>> BEGIN
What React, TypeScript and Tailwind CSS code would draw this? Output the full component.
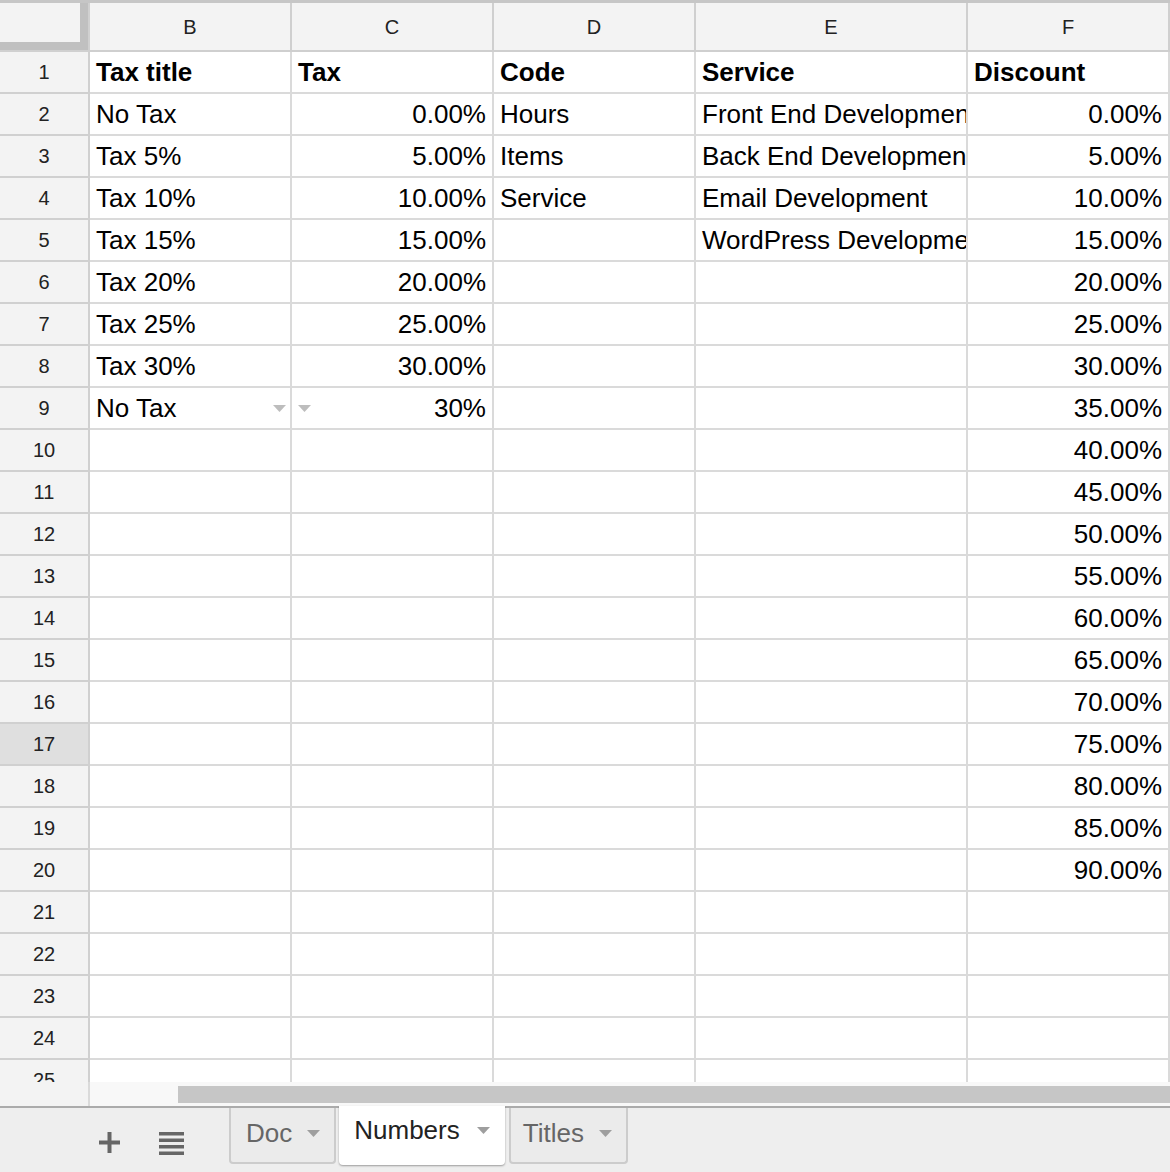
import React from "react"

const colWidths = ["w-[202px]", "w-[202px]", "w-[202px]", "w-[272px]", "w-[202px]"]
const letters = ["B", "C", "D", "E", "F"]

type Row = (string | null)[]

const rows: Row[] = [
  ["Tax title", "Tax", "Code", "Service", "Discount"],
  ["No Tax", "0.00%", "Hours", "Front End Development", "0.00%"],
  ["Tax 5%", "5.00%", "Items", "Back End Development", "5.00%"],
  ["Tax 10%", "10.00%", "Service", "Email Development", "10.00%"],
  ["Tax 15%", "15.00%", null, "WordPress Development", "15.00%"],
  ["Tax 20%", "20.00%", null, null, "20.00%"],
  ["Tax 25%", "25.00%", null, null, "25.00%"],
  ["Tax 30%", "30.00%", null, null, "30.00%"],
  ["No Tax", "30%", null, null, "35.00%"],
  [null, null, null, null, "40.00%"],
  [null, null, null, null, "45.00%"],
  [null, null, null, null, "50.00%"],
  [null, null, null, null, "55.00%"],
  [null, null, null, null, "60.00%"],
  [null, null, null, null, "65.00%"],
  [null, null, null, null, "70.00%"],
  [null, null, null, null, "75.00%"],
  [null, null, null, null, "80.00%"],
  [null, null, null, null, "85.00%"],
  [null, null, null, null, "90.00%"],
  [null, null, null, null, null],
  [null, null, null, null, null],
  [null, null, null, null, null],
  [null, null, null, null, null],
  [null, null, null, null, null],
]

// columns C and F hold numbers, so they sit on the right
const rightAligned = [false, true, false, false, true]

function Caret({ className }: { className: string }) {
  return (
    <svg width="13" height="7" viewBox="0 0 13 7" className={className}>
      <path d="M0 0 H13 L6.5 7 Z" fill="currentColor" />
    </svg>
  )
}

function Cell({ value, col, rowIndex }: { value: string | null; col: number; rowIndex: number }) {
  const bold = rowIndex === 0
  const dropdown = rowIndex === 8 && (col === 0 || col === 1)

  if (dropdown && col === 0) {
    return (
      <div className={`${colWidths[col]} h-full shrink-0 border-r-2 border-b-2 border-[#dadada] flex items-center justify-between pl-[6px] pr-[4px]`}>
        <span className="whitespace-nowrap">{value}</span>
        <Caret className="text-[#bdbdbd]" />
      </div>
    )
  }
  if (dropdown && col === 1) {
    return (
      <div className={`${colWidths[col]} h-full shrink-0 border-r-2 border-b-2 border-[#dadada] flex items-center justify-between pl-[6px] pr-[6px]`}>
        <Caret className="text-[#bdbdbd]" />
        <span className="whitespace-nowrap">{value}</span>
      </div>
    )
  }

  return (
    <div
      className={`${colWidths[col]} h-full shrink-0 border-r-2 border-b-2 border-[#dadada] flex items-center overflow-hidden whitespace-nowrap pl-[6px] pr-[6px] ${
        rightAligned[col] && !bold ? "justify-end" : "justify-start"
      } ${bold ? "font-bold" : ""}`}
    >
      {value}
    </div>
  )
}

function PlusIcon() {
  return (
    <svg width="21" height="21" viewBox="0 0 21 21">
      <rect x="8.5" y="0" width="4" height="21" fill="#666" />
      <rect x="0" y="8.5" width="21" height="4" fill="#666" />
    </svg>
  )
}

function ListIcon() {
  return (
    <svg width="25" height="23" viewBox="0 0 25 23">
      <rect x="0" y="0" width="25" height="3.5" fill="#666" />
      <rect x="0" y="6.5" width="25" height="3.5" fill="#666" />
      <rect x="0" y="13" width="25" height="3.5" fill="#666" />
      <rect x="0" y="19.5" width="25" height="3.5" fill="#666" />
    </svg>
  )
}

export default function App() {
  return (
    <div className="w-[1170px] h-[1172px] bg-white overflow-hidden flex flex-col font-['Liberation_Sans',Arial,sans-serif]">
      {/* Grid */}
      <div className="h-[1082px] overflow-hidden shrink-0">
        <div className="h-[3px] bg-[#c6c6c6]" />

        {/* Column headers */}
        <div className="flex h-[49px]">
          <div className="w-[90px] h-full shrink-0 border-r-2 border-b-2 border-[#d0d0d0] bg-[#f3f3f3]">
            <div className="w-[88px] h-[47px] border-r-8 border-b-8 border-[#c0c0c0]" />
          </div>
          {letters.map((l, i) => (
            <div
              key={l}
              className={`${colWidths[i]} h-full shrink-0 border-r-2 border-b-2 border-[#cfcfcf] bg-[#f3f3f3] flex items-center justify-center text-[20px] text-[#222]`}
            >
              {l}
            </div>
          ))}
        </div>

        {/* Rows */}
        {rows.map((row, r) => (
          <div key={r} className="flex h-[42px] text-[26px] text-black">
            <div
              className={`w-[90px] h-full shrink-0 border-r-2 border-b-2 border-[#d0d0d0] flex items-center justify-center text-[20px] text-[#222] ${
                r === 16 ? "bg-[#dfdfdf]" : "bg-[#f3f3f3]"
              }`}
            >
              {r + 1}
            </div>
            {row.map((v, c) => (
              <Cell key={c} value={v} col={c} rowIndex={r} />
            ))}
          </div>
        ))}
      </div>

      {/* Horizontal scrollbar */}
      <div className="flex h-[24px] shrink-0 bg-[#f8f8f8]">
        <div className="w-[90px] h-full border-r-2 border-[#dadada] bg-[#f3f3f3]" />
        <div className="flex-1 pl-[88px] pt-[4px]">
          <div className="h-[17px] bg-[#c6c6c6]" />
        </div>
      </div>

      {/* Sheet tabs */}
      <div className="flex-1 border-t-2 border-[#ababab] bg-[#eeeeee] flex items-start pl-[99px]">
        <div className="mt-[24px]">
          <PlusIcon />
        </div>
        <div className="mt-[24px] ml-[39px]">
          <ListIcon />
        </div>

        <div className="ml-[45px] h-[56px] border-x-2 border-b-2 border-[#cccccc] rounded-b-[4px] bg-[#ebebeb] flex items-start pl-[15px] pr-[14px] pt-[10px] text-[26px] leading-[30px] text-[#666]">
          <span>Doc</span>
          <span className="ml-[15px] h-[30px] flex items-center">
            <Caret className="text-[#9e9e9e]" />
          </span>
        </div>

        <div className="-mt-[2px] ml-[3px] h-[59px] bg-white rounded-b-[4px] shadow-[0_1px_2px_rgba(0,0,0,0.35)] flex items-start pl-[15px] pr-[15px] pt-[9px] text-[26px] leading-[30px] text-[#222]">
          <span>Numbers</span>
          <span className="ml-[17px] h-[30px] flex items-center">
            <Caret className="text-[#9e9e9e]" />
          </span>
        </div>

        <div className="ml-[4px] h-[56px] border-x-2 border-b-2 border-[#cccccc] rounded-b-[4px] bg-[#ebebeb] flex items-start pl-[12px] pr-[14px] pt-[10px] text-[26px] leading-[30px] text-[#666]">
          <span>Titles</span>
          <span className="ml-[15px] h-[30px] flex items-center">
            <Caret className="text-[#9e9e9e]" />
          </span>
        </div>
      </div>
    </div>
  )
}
>> END
Except for the pictures, copy the material above exactly.

### [Output of the task]
What React, TypeScript and Tailwind CSS code would draw this? Output the full component.
import React from "react"

const colWidths = ["w-[202px]", "w-[202px]", "w-[202px]", "w-[272px]", "w-[202px]"]
const letters = ["B", "C", "D", "E", "F"]

type Row = (string | null)[]

const rows: Row[] = [
  ["Tax title", "Tax", "Code", "Service", "Discount"],
  ["No Tax", "0.00%", "Hours", "Front End Development", "0.00%"],
  ["Tax 5%", "5.00%", "Items", "Back End Development", "5.00%"],
  ["Tax 10%", "10.00%", "Service", "Email Development", "10.00%"],
  ["Tax 15%", "15.00%", null, "WordPress Development", "15.00%"],
  ["Tax 20%", "20.00%", null, null, "20.00%"],
  ["Tax 25%", "25.00%", null, null, "25.00%"],
  ["Tax 30%", "30.00%", null, null, "30.00%"],
  ["No Tax", "30%", null, null, "35.00%"],
  [null, null, null, null, "40.00%"],
  [null, null, null, null, "45.00%"],
  [null, null, null, null, "50.00%"],
  [null, null, null, null, "55.00%"],
  [null, null, null, null, "60.00%"],
  [null, null, null, null, "65.00%"],
  [null, null, null, null, "70.00%"],
  [null, null, null, null, "75.00%"],
  [null, null, null, null, "80.00%"],
  [null, null, null, null, "85.00%"],
  [null, null, null, null, "90.00%"],
  [null, null, null, null, null],
  [null, null, null, null, null],
  [null, null, null, null, null],
  [null, null, null, null, null],
  [null, null, null, null, null],
]

// columns C and F hold numbers, so they sit on the right
const rightAligned = [false, true, false, false, true]

function Caret({ className }: { className: string }) {
  return (
    <svg width="13" height="7" viewBox="0 0 13 7" className={className}>
      <path d="M0 0 H13 L6.5 7 Z" fill="currentColor" />
    </svg>
  )
}

function Cell({ value, col, rowIndex }: { value: string | null; col: number; rowIndex: number }) {
  const bold = rowIndex === 0
  const dropdown = rowIndex === 8 && (col === 0 || col === 1)

  if (dropdown && col === 0) {
    return (
      <div className={`${colWidths[col]} h-full shrink-0 border-r-2 border-b-2 border-[#dadada] flex items-center justify-between pl-[6px] pr-[4px]`}>
        <span className="whitespace-nowrap">{value}</span>
        <Caret className="text-[#bdbdbd]" />
      </div>
    )
  }
  if (dropdown && col === 1) {
    return (
      <div className={`${colWidths[col]} h-full shrink-0 border-r-2 border-b-2 border-[#dadada] flex items-center justify-between pl-[6px] pr-[6px]`}>
        <Caret className="text-[#bdbdbd]" />
        <span className="whitespace-nowrap">{value}</span>
      </div>
    )
  }

  return (
    <div
      className={`${colWidths[col]} h-full shrink-0 border-r-2 border-b-2 border-[#dadada] flex items-center overflow-hidden whitespace-nowrap pl-[6px] pr-[6px] ${
        rightAligned[col] && !bold ? "justify-end" : "justify-start"
      } ${bold ? "font-bold" : ""}`}
    >
      {value}
    </div>
  )
}

function PlusIcon() {
  return (
    <svg width="21" height="21" viewBox="0 0 21 21">
      <rect x="8.5" y="0" width="4" height="21" fill="#666" />
      <rect x="0" y="8.5" width="21" height="4" fill="#666" />
    </svg>
  )
}

function ListIcon() {
  return (
    <svg width="25" height="23" viewBox="0 0 25 23">
      <rect x="0" y="0" width="25" height="3.5" fill="#666" />
      <rect x="0" y="6.5" width="25" height="3.5" fill="#666" />
      <rect x="0" y="13" width="25" height="3.5" fill="#666" />
      <rect x="0" y="19.5" width="25" height="3.5" fill="#666" />
    </svg>
  )
}

export default function App() {
  return (
    <div className="w-[1170px] h-[1172px] bg-white overflow-hidden flex flex-col font-['Liberation_Sans',Arial,sans-serif]">
      {/* Grid */}
      <div className="h-[1082px] overflow-hidden shrink-0">
        <div className="h-[3px] bg-[#c6c6c6]" />

        {/* Column headers */}
        <div className="flex h-[49px]">
          <div className="w-[90px] h-full shrink-0 border-r-2 border-b-2 border-[#d0d0d0] bg-[#f3f3f3]">
            <div className="w-[88px] h-[47px] border-r-8 border-b-8 border-[#c0c0c0]" />
          </div>
          {letters.map((l, i) => (
            <div
              key={l}
              className={`${colWidths[i]} h-full shrink-0 border-r-2 border-b-2 border-[#cfcfcf] bg-[#f3f3f3] flex items-center justify-center text-[20px] text-[#222]`}
            >
              {l}
            </div>
          ))}
        </div>

        {/* Rows */}
        {rows.map((row, r) => (
          <div key={r} className="flex h-[42px] text-[26px] text-black">
            <div
              className={`w-[90px] h-full shrink-0 border-r-2 border-b-2 border-[#d0d0d0] flex items-center justify-center text-[20px] text-[#222] ${
                r === 16 ? "bg-[#dfdfdf]" : "bg-[#f3f3f3]"
              }`}
            >
              {r + 1}
            </div>
            {row.map((v, c) => (
              <Cell key={c} value={v} col={c} rowIndex={r} />
            ))}
          </div>
        ))}
      </div>

      {/* Horizontal scrollbar */}
      <div className="flex h-[24px] shrink-0 bg-[#f8f8f8]">
        <div className="w-[90px] h-full border-r-2 border-[#dadada] bg-[#f3f3f3]" />
        <div className="flex-1 pl-[88px] pt-[4px]">
          <div className="h-[17px] bg-[#c6c6c6]" />
        </div>
      </div>

      {/* Sheet tabs */}
      <div className="flex-1 border-t-2 border-[#ababab] bg-[#eeeeee] flex items-start pl-[99px]">
        <div className="mt-[24px]">
          <PlusIcon />
        </div>
        <div className="mt-[24px] ml-[39px]">
          <ListIcon />
        </div>

        <div className="ml-[45px] h-[56px] border-x-2 border-b-2 border-[#cccccc] rounded-b-[4px] bg-[#ebebeb] flex items-start pl-[15px] pr-[14px] pt-[10px] text-[26px] leading-[30px] text-[#666]">
          <span>Doc</span>
          <span className="ml-[15px] h-[30px] flex items-center">
            <Caret className="text-[#9e9e9e]" />
          </span>
        </div>

        <div className="-mt-[2px] ml-[3px] h-[59px] bg-white rounded-b-[4px] shadow-[0_1px_2px_rgba(0,0,0,0.35)] flex items-start pl-[15px] pr-[15px] pt-[9px] text-[26px] leading-[30px] text-[#222]">
          <span>Numbers</span>
          <span className="ml-[17px] h-[30px] flex items-center">
            <Caret className="text-[#9e9e9e]" />
          </span>
        </div>

        <div className="ml-[4px] h-[56px] border-x-2 border-b-2 border-[#cccccc] rounded-b-[4px] bg-[#ebebeb] flex items-start pl-[12px] pr-[14px] pt-[10px] text-[26px] leading-[30px] text-[#666]">
          <span>Titles</span>
          <span className="ml-[15px] h-[30px] flex items-center">
            <Caret className="text-[#9e9e9e]" />
          </span>
        </div>
      </div>
    </div>
  )
}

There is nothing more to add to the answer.